* **PROBLEM STATEMENT**
Search the records for "this" and copy each line that holds it.

* **Interface markup and scripts**
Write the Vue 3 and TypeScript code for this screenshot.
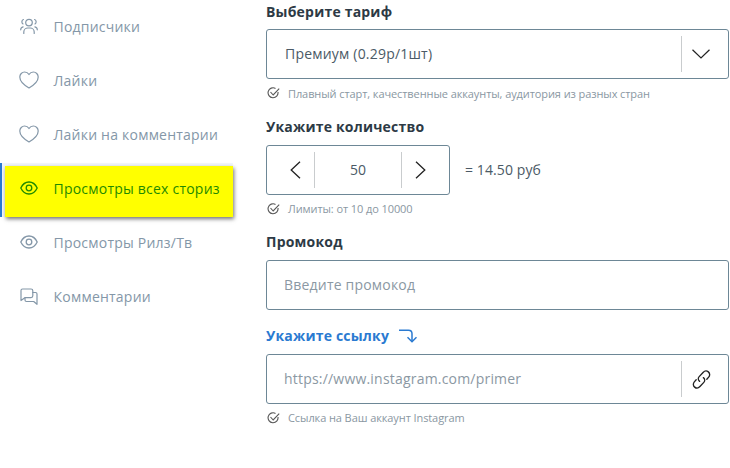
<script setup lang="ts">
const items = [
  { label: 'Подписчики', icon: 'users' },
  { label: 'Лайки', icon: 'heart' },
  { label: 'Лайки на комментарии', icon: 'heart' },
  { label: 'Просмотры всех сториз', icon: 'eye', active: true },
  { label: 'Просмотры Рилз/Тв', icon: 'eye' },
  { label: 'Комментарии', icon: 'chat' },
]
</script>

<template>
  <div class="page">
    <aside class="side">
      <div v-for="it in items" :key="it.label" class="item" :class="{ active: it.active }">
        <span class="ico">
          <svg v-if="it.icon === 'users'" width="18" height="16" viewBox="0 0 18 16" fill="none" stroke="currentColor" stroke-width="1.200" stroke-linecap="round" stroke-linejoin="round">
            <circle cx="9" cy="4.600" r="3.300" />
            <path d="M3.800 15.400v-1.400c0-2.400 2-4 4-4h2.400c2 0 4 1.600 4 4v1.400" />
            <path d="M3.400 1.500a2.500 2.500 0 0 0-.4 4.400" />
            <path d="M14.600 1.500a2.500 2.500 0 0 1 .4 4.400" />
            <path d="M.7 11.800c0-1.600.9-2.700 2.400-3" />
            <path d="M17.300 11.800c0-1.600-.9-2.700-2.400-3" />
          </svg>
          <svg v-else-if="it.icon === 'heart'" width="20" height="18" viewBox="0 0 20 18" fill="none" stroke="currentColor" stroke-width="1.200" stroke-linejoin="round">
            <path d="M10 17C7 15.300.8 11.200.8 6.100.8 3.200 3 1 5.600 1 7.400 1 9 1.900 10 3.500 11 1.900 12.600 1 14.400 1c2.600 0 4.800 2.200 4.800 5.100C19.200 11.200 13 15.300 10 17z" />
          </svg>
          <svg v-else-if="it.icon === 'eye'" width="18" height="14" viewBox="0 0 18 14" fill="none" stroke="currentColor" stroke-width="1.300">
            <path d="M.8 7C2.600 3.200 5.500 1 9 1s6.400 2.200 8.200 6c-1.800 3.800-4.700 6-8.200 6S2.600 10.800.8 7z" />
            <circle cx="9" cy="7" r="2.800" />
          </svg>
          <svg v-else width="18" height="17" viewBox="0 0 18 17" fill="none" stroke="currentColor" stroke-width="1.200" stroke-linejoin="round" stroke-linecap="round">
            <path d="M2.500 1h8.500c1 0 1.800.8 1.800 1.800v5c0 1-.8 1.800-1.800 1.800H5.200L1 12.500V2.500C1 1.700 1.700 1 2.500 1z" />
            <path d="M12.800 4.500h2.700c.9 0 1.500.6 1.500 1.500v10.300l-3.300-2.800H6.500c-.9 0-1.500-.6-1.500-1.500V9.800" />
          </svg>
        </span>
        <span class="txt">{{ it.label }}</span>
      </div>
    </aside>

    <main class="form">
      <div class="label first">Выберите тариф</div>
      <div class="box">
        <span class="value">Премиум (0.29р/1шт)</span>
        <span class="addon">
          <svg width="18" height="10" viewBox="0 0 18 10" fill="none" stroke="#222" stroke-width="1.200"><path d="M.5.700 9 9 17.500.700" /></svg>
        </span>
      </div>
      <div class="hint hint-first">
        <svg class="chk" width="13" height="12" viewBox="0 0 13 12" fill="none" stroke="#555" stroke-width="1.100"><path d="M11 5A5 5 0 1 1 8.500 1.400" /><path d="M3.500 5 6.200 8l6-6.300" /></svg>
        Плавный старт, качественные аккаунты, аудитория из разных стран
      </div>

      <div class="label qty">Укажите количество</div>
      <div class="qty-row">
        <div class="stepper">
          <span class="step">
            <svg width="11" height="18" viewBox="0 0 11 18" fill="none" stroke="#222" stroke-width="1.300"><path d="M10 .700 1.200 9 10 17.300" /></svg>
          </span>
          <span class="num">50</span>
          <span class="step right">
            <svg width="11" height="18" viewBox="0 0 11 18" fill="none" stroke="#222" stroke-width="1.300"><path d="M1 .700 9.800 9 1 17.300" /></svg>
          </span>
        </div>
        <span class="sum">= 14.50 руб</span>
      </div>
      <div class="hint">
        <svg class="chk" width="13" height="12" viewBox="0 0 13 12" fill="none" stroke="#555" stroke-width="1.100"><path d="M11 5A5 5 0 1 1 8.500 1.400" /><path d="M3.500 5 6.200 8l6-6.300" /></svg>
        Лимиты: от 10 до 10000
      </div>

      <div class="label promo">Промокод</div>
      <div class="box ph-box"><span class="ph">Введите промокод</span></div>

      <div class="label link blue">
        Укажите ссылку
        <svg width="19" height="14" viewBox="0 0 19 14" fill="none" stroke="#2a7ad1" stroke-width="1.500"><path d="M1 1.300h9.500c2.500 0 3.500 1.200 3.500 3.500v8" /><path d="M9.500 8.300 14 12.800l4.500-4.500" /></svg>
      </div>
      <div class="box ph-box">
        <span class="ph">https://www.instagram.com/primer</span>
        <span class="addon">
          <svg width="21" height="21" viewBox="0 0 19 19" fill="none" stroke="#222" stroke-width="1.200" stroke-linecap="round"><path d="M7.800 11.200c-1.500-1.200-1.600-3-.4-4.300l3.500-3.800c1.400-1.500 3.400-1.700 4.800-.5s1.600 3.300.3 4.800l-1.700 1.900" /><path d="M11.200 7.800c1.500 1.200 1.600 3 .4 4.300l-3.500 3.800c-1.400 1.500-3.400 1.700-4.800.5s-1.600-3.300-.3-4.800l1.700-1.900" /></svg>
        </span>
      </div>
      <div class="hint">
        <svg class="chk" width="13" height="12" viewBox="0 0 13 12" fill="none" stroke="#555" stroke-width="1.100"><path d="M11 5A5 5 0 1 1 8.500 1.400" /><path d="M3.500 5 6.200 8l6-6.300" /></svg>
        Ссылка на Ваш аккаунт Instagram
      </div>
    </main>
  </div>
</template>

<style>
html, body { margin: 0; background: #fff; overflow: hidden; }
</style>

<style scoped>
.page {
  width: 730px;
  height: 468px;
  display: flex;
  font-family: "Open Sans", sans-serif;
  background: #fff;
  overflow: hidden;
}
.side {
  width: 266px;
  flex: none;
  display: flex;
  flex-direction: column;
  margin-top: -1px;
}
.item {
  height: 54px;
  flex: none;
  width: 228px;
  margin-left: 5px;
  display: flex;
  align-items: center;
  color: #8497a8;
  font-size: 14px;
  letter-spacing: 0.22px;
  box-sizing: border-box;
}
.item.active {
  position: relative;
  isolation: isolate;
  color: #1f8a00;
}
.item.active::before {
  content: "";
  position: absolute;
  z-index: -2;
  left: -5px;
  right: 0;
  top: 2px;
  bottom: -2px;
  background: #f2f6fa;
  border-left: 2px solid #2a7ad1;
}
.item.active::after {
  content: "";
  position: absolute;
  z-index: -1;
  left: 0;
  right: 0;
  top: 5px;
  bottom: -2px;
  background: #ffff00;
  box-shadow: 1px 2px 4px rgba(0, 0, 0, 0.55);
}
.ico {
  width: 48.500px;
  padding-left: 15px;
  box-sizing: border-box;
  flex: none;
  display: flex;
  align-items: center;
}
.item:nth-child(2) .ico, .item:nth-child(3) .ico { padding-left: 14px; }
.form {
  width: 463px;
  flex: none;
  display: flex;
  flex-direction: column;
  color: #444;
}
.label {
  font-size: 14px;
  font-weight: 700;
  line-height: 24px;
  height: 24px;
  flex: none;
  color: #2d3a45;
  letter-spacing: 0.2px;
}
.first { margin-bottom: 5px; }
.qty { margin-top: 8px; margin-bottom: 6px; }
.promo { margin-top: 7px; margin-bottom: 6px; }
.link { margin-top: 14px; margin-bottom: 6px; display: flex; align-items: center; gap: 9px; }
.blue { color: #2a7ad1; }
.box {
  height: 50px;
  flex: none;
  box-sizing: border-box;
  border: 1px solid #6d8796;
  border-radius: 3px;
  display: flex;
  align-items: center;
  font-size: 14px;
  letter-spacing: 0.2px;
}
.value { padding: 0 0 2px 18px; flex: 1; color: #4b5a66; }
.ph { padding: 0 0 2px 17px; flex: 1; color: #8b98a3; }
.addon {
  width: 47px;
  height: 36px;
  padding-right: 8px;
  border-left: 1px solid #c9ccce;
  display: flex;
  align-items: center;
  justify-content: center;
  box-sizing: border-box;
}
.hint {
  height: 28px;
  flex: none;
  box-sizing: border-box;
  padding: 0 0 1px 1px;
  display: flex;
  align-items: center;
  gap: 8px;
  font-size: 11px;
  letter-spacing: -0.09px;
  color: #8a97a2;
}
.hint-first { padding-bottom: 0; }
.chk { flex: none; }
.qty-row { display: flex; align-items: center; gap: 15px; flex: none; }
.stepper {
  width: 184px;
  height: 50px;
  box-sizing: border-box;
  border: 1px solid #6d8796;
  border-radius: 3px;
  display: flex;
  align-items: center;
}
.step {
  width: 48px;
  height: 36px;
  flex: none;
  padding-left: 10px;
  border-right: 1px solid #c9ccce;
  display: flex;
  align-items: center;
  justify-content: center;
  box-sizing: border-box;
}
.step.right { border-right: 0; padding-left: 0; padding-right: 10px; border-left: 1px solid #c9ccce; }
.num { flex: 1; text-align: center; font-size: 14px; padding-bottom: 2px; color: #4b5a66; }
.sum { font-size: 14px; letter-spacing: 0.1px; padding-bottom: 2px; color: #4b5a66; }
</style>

...

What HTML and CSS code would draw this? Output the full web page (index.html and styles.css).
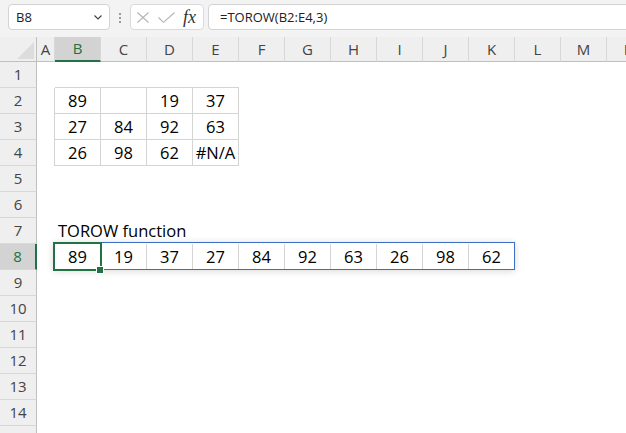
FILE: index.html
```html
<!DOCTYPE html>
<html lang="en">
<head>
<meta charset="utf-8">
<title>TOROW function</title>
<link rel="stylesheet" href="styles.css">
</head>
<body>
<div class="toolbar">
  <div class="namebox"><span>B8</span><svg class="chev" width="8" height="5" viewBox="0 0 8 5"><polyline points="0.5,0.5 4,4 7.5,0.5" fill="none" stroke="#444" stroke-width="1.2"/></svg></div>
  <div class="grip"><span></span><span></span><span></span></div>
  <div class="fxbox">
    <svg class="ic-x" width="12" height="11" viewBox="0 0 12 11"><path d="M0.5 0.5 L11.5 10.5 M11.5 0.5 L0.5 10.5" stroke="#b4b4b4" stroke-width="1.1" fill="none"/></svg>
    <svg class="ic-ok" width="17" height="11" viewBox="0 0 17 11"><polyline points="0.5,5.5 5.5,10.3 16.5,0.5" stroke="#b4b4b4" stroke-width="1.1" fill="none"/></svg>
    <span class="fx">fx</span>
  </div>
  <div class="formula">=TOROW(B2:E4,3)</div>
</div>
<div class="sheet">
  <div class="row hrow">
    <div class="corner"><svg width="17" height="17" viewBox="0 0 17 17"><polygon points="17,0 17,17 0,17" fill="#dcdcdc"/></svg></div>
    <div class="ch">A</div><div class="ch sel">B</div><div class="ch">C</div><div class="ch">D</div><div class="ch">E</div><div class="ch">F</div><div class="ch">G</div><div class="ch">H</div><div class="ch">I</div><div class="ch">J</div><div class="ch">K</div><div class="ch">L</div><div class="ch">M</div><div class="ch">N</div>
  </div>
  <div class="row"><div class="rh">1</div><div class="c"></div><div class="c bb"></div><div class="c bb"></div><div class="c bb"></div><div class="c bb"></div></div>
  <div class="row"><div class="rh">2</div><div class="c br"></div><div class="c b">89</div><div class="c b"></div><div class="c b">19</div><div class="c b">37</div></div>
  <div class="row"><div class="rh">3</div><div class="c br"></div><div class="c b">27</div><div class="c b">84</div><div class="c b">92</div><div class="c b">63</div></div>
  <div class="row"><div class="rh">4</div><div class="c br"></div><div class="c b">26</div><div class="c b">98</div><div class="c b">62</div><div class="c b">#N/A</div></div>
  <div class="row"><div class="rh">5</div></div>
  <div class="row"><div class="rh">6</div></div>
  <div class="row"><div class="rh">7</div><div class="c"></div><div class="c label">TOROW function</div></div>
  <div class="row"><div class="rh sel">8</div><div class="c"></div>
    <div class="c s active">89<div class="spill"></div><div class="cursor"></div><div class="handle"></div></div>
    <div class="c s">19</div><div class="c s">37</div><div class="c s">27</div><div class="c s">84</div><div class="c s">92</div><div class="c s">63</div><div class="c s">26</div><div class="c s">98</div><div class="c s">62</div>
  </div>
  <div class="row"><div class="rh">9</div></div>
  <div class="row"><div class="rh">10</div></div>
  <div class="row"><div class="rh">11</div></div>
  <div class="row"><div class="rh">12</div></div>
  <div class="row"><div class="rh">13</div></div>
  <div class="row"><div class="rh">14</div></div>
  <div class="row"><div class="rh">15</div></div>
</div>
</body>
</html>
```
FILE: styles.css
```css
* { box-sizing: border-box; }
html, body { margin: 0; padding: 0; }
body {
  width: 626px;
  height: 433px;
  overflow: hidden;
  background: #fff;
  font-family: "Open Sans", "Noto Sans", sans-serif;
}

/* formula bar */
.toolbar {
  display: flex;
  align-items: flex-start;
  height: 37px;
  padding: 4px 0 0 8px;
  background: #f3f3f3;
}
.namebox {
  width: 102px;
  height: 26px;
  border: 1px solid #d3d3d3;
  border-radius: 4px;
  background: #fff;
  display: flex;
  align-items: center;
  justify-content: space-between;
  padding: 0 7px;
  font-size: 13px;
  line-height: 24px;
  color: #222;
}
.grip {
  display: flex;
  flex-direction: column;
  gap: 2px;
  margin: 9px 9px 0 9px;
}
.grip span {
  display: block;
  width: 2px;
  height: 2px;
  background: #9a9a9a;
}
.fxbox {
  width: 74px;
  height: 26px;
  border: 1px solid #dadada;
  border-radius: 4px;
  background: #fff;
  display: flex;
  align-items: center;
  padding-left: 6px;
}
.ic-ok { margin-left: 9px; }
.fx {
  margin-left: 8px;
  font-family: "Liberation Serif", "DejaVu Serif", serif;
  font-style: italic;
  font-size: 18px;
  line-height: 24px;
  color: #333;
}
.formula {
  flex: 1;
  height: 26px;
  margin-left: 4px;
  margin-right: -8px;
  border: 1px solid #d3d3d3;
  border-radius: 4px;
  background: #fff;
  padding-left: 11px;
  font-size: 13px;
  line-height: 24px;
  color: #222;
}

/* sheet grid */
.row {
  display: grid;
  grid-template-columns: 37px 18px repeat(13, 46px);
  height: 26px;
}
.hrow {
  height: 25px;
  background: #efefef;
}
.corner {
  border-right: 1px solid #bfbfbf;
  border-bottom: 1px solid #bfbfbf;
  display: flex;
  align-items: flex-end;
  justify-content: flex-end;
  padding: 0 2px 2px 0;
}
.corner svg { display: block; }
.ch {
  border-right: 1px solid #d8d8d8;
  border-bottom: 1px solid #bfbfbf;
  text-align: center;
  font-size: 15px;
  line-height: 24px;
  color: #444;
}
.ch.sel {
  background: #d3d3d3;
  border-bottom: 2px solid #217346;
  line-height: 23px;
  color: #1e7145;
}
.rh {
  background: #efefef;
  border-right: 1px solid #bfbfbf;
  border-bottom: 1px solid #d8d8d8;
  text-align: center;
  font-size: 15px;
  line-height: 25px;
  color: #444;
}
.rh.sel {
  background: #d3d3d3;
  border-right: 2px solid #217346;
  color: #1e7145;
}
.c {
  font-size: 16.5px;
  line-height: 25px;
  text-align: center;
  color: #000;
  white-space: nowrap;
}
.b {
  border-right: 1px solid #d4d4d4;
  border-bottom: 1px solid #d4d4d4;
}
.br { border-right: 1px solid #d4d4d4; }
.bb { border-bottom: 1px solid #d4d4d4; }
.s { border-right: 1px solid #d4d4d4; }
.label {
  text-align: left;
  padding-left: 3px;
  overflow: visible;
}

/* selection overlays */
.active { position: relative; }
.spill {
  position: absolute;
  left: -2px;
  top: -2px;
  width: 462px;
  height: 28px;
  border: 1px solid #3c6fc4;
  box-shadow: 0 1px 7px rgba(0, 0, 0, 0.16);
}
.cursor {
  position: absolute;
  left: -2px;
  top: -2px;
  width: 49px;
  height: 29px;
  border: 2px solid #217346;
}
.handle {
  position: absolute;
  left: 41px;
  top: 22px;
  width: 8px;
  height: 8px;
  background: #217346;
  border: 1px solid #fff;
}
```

---

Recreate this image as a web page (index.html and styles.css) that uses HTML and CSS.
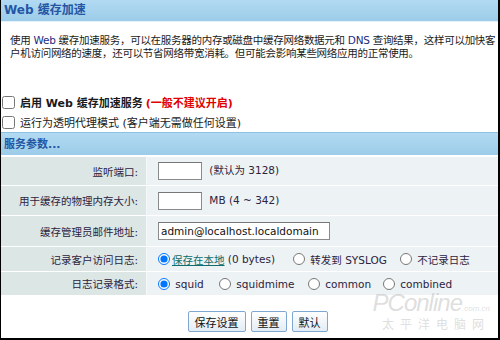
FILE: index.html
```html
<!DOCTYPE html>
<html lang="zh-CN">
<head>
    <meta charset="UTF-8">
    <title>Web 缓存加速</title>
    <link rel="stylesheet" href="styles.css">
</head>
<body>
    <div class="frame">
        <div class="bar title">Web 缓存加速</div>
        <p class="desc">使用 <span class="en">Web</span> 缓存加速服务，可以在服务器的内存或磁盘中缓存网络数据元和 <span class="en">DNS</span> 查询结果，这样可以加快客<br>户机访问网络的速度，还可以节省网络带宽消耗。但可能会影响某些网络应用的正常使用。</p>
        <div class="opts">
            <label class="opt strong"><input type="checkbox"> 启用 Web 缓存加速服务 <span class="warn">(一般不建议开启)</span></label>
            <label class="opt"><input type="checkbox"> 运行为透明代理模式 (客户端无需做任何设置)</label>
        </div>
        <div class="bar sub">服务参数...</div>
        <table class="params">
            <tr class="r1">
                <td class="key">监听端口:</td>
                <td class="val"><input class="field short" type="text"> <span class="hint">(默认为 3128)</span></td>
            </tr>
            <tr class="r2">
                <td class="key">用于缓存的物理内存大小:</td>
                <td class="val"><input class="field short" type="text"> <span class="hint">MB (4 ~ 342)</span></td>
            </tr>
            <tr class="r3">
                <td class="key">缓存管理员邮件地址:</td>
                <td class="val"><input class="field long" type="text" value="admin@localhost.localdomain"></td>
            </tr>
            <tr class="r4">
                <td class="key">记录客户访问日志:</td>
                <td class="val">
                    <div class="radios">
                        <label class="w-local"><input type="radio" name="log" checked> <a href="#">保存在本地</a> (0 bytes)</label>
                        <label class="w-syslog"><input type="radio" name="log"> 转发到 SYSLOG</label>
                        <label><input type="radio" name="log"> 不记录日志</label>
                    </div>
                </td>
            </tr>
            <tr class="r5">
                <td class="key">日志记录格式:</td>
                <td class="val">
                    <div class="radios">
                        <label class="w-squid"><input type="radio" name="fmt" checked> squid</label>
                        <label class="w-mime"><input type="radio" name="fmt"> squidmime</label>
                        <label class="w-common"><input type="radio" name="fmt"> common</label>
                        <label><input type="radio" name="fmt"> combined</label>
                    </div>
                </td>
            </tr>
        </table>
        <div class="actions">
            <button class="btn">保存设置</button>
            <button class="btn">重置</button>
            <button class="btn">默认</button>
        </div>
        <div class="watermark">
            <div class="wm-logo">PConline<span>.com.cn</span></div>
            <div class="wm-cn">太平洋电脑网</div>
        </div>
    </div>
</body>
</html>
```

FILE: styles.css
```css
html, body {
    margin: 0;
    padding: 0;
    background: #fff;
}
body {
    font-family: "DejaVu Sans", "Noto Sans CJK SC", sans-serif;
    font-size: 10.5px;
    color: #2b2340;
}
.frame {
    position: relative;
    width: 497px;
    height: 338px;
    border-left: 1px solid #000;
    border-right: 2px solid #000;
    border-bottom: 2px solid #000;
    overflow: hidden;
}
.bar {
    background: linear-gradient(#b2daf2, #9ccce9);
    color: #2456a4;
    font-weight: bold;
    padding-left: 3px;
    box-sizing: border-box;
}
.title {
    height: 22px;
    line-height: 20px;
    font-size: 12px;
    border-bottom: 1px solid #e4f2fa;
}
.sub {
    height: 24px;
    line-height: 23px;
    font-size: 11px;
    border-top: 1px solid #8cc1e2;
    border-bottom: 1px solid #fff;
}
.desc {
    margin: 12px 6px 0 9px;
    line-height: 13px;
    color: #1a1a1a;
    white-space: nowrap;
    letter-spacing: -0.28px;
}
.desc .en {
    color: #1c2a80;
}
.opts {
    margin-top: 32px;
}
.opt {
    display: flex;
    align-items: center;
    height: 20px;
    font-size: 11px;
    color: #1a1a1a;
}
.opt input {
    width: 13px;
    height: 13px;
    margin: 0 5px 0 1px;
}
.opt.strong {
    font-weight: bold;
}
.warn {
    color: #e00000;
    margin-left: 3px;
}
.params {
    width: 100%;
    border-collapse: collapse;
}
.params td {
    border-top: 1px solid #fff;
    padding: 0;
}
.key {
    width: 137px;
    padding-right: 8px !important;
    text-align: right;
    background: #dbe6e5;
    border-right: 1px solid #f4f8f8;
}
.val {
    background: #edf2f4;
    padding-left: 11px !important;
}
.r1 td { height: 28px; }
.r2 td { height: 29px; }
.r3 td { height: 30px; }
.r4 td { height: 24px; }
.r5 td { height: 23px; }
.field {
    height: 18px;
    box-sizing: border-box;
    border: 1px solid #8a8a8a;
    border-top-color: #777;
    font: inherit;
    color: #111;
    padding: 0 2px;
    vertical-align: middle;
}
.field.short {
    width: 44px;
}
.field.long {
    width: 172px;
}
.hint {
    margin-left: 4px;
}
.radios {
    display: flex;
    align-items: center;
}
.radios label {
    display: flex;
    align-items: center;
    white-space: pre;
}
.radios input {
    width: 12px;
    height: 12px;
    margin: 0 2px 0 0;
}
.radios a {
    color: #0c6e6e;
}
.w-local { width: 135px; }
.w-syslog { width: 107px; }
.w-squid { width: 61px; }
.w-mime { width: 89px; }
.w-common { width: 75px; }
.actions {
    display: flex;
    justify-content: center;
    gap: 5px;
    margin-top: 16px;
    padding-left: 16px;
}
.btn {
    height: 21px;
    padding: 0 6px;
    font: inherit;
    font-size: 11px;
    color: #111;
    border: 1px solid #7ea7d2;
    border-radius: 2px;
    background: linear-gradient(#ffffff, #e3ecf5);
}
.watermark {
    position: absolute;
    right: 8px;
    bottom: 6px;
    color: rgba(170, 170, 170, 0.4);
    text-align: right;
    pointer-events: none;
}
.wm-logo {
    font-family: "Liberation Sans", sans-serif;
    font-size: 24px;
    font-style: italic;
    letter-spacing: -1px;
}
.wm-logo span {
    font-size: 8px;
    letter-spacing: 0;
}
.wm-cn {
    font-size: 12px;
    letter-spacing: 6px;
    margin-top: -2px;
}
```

* **EXERCISE RESULT**
Write the Vue 3 and TypeScript code for this screenshot.
What HTML and CSS code would draw this? Output the full web page (index.html and styles.css).
Recreate this image as a web page (index.html and styles.css) that uses HTML and CSS.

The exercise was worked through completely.